In between, about 60 people protested what they see as inadequate legislation and enforcement of laws to protect drinking water.

Protestors aimed their anger at the chemical industry in light of the Jan. 9 spill in Charleston, at the coal industry over mountaintop removal mining, at the gas drilling industry over hydraulic fracturing and at state officials who they say do not do enough to protect the health of West Virginians.

Dustin White said his father lives in southern Boone County, and his tap water recently turned orange and smells of chemicals. When he tried to enter the Capitol with a gallon jug and a 16-ounce bottle filled with orange liquid, security officers escorted him out the door and told him he would be arrested if he tried to bring the water into the Capitol again.

After conferring with security, Delegate Mike Manypenny, D-Taylor, went outside and accepted the gallon jug from White.

Manypenny promised to take the water to his office and send it to the Board of Public Health for analysis

"This is outrageous," he told White.

The early part of the protest at the Capitol was for people holding signs to stand in the hallway outside the House of Delegates chamber. One of those people was the Rev. Melvin Hoover of the Unitarian Universalist Congregation of Charleston.

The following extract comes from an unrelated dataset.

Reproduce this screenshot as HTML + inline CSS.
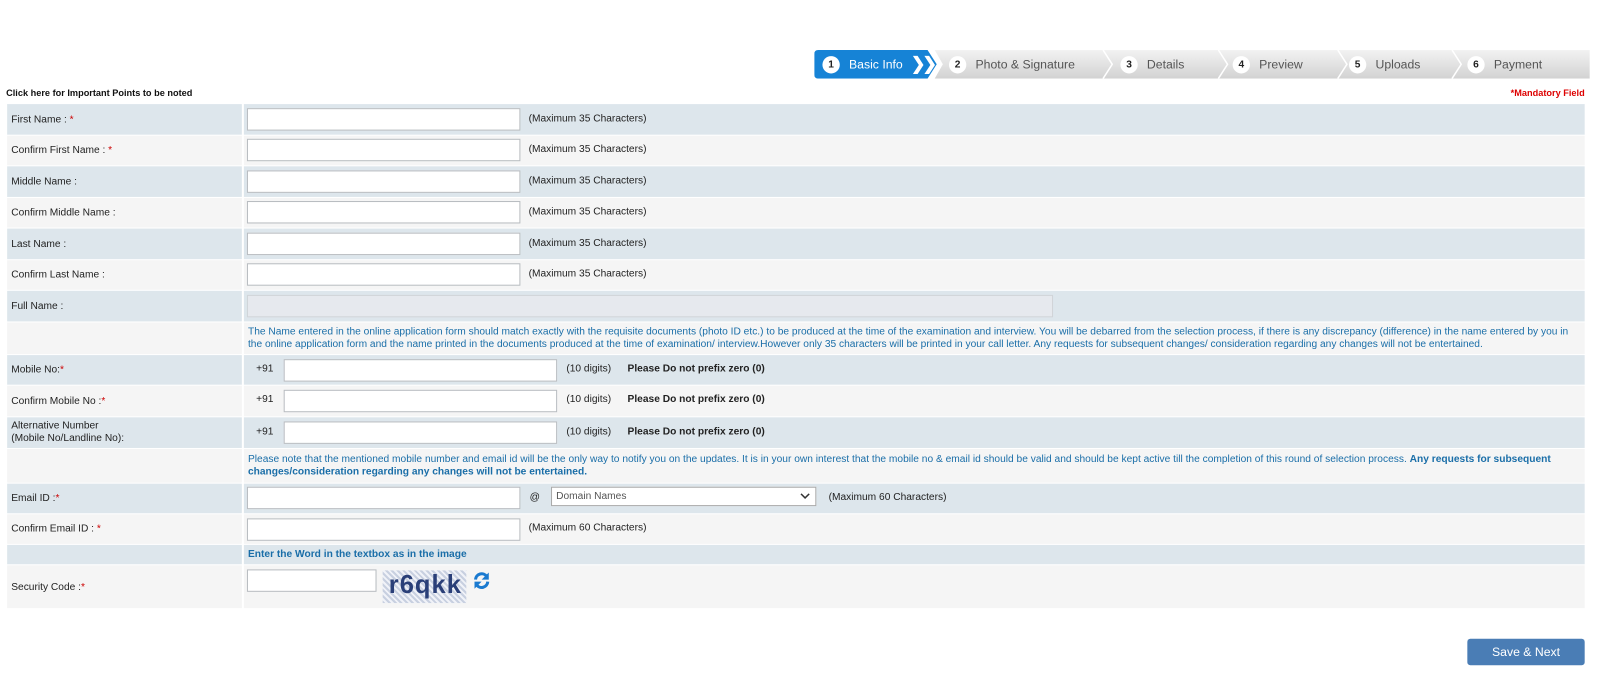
<!DOCTYPE html>
<html><head><meta charset="utf-8"><style>
*{margin:0;padding:0;box-sizing:border-box}
body{width:1600px;height:699px;background:#fff;font-family:"Liberation Sans",Arial,sans-serif;font-size:10px;color:#222;position:relative;overflow:hidden}
#w{position:absolute;left:0;top:0;width:1568px;height:685px;transform:scale(1.0204);transform-origin:0 0}
.a{position:absolute}
.row{position:absolute;left:7px;width:1546px}
.row .l{position:absolute;left:0;top:0;bottom:0;width:230px;padding-left:4px;display:flex;align-items:center}
.row .c{position:absolute;left:232px;right:0;top:0;bottom:0}
.b .l,.b .c{background:#dde6ec}
.w .l,.w .c{background:#f5f5f5}
.req{color:#c00}
.in{position:absolute;background:#fff;border:1px solid #b8bcc0;height:22px}
.t{position:absolute;white-space:nowrap}
.blue{color:#1a6ea8}
.step{position:absolute;top:49px;height:28px;display:flex;align-items:center;font-size:12px;color:#555}
.num{width:17px;height:17px;border-radius:50%;background:#fff;color:#222;font-size:10px;font-weight:bold;display:inline-flex;align-items:center;justify-content:center;margin-right:9px}
</style></head><body><div id="w">
<svg class="a" style="left:798px;top:49px" width="760" height="28">
<defs><linearGradient id="g" x1="0" y1="0" x2="0" y2="1"><stop offset="0" stop-color="#f2f2f2"/><stop offset="1" stop-color="#d2d2d2"/></linearGradient></defs>
<path d="M118 0H760V28H118L126 14Z" fill="url(#g)"/>
<path d="M283 0L292 14L283 28M396 0L405 14L396 28M513 0L522 14L513 28M625 0L634 14L625 28" stroke="#fff" stroke-width="1.5" fill="none"/>
<path d="M4 0H111L120 14L111 28H4Q0 28 0 24V4Q0 0 4 0Z" fill="#1683d6"/>
</svg>
<div class="step" style="left:806px;color:#fff"><span class="num">1</span>Basic Info<span style="font-weight:bold;font-size:17px;margin-left:8px;letter-spacing:-3px">❯❯</span></div>
<div class="step" style="left:930px"><span class="num">2</span>Photo &amp; Signature</div>
<div class="step" style="left:1098px"><span class="num">3</span>Details</div>
<div class="step" style="left:1208px"><span class="num">4</span>Preview</div>
<div class="step" style="left:1322px"><span class="num">5</span>Uploads</div>
<div class="step" style="left:1438px"><span class="num">6</span>Payment</div>

<div class="t" style="left:6px;top:86px;font-weight:bold;font-size:9px;color:#111">Click here for Important Points to be noted</div>
<div class="t" style="right:15px;top:86px;font-weight:bold;font-size:9px;color:#d00">*Mandatory Field</div>

<div class="row b" style="top:102px;height:30px"><div class="l">First Name : <span class="req">&nbsp;*</span></div><div class="c"><div class="in" style="left:3px;top:4px;width:268px"></div><div class="t" style="left:279px;top:9px">(Maximum 35 Characters)</div></div></div>
<div class="row w" style="top:133px;height:29px"><div class="l">Confirm First Name : <span class="req">&nbsp;*</span></div><div class="c"><div class="in" style="left:3px;top:3px;width:268px"></div><div class="t" style="left:279px;top:8px">(Maximum 35 Characters)</div></div></div>
<div class="row b" style="top:163px;height:30px"><div class="l">Middle Name :</div><div class="c"><div class="in" style="left:3px;top:4px;width:268px"></div><div class="t" style="left:279px;top:9px">(Maximum 35 Characters)</div></div></div>
<div class="row w" style="top:194px;height:29px"><div class="l">Confirm Middle Name :</div><div class="c"><div class="in" style="left:3px;top:3px;width:268px"></div><div class="t" style="left:279px;top:8px">(Maximum 35 Characters)</div></div></div>
<div class="row b" style="top:224px;height:30px"><div class="l">Last Name :</div><div class="c"><div class="in" style="left:3px;top:4px;width:268px"></div><div class="t" style="left:279px;top:9px">(Maximum 35 Characters)</div></div></div>
<div class="row w" style="top:255px;height:29px"><div class="l">Confirm Last Name :</div><div class="c"><div class="in" style="left:3px;top:3px;width:268px"></div><div class="t" style="left:279px;top:8px">(Maximum 35 Characters)</div></div></div>
<div class="row b" style="top:285px;height:30px"><div class="l">Full Name :</div><div class="c"><div class="in" style="left:3px;top:4px;width:790px;background:#e6e9ee;border-color:#d0d4d8"></div></div></div>
<div class="row w" style="top:316px;height:31px"><div class="l"></div><div class="c"><div class="blue" style="position:absolute;left:4px;top:4px;right:6px;line-height:12px">The Name entered in the online application form should match exactly with the requisite documents (photo ID etc.) to be produced at the time of the examination and interview. You will be debarred from the selection process, if there is any discrepancy (difference) in the name entered by you in the online application form and the name printed in the documents produced at the time of examination/ interview.However only 35 characters will be printed in your call letter. Any requests for subsequent changes/ consideration regarding any changes will not be entertained.</div></div></div>
<div class="row b" style="top:348px;height:29px"><div class="l">Mobile No:<span class="req">*</span></div><div class="c"><div class="t" style="left:12px;top:8px">+91</div><div class="in" style="left:39px;top:4px;width:268px"></div><div class="t" style="left:316px;top:8px">(10 digits)</div><div class="t" style="left:376px;top:8px;font-weight:bold">Please Do not prefix zero (0)</div></div></div>
<div class="row w" style="top:378px;height:30px"><div class="l">Confirm Mobile No :<span class="req">*</span></div><div class="c"><div class="t" style="left:12px;top:8px">+91</div><div class="in" style="left:39px;top:4px;width:268px"></div><div class="t" style="left:316px;top:8px">(10 digits)</div><div class="t" style="left:376px;top:8px;font-weight:bold">Please Do not prefix zero (0)</div></div></div>
<div class="row b" style="top:409px;height:30px"><div class="l" style="line-height:12px">Alternative Number<br>(Mobile No/Landline No):</div><div class="c"><div class="t" style="left:12px;top:9px">+91</div><div class="in" style="left:39px;top:4px;width:268px"></div><div class="t" style="left:316px;top:9px">(10 digits)</div><div class="t" style="left:376px;top:9px;font-weight:bold">Please Do not prefix zero (0)</div></div></div>
<div class="row w" style="top:440px;height:33px"><div class="l"></div><div class="c"><div class="blue" style="position:absolute;left:4px;top:5px;right:20px;line-height:12px">Please note that the mentioned mobile number and email id will be the only way to notify you on the updates. It is in your own interest that the mobile no &amp; email id should be valid and should be kept active till the completion of this round of selection process. <b>Any requests for subsequent changes/consideration regarding any changes will not be entertained.</b></div></div></div>
<div class="row b" style="top:474px;height:29px"><div class="l">Email ID :<span class="req">*</span></div><div class="c"><div class="in" style="left:3px;top:3px;width:268px"></div><div class="t" style="left:280px;top:8px">@</div><div class="in" style="left:301px;top:3px;width:260px;height:19px;border-color:#aaa;color:#555;padding:3px 4px">Domain Names<svg style="position:absolute;right:5px;top:5px" width="10" height="7"><path d="M1 1L5 5L9 1" stroke="#333" stroke-width="1.5" fill="none"/></svg></div><div class="t" style="left:573px;top:8px">(Maximum 60 Characters)</div></div></div>
<div class="row w" style="top:504px;height:29px"><div class="l">Confirm Email ID : <span class="req">&nbsp;*</span></div><div class="c"><div class="in" style="left:3px;top:4px;width:268px"></div><div class="t" style="left:279px;top:8px">(Maximum 60 Characters)</div></div></div>
<div class="row b" style="top:534px;height:19px"><div class="l"></div><div class="c"><div class="t blue" style="left:4px;top:4px;font-weight:bold">Enter the Word in the textbox as in the image</div></div></div>
<div class="row w" style="top:554px;height:42px"><div class="l">Security Code :<span class="req">*</span></div><div class="c"><div class="in" style="left:3px;top:4px;width:127px"></div>
<div style="position:absolute;left:136px;top:5px;width:82px;height:32px;background:repeating-linear-gradient(45deg,#c8d0e0 0 2px,#f0f2f8 2px 4px);overflow:hidden"><div style="position:absolute;left:6px;top:0;font-size:25px;font-weight:bold;color:#2a3f78;letter-spacing:1px;font-family:'Liberation Sans',sans-serif">r6qkk</div></div>
<svg style="position:absolute;left:224px;top:6px" width="18" height="18" viewBox="0 0 18 18"><path d="M3 8A6 6 0 0 1 14 5" stroke="#1a7ad0" stroke-width="3" fill="none"/><path d="M16 1V8H9Z" fill="#1a7ad0"/><path d="M15 10A6 6 0 0 1 4 13" stroke="#1a7ad0" stroke-width="3" fill="none"/><path d="M2 17V10H9Z" fill="#1a7ad0"/></svg></div></div>

<div class="a" style="left:1438px;top:626px;width:115px;height:26px;background:#4a7db5;border-radius:3px;color:#fff;font-size:12px;display:flex;align-items:center;justify-content:center">Save &amp; Next</div>
</div></body></html>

"I think we're killing our state," Hoover said. "Who wants to move to a poisoned state? What families want to live here? We love West Virginia, and we want to take the state back for its people."

Hoover said his water at home smelled of crude MCHM — the chemical that got into the Charleston water supply — the morning of the protest. He fears now that the worst part of the water emergency is over, state officials and others will forget about it and move on to other things.

After the protest outside the House of Delegates chamber, people moved to the area outside the governor's office. Johanna de Graffenreid, campaign coordinator for WV CARE (Citizen Action for Real Enforcement), said she was pleased with the turnout.

"We know that there are thousands of West Virginians who were not able to make it today who are represented by the people who are here in the Capitol," she said.

She said she had petitions signed by 2,000 state residents urging Tomblin to intervene in the Department of Environmental Protection's regulatory activities and require it to enforce laws.

Jim Kotcon, conservation chair of the West Virginia Sierra Club, told his fellow protestors, "Tell your legislators we want a stronger bill. No more loopholes."

Although Tomblin did not meet with the protestors, Kessler walked to the middle of the circle and addressed them.

"I'm here to pledge to you today something like this will never happen again," he said.

Facilities such as the Freedom Industries tank farm will be identified, will be inventoried and will be required to provide appropriate notification, Kessler said.

He also said there needs to be a thorough investigation of what happened Jan. 9.

Eventually, protestors were allowed into Tomblin's outer office, where they handed Becky Neal, executive aide to the governor, their petitions.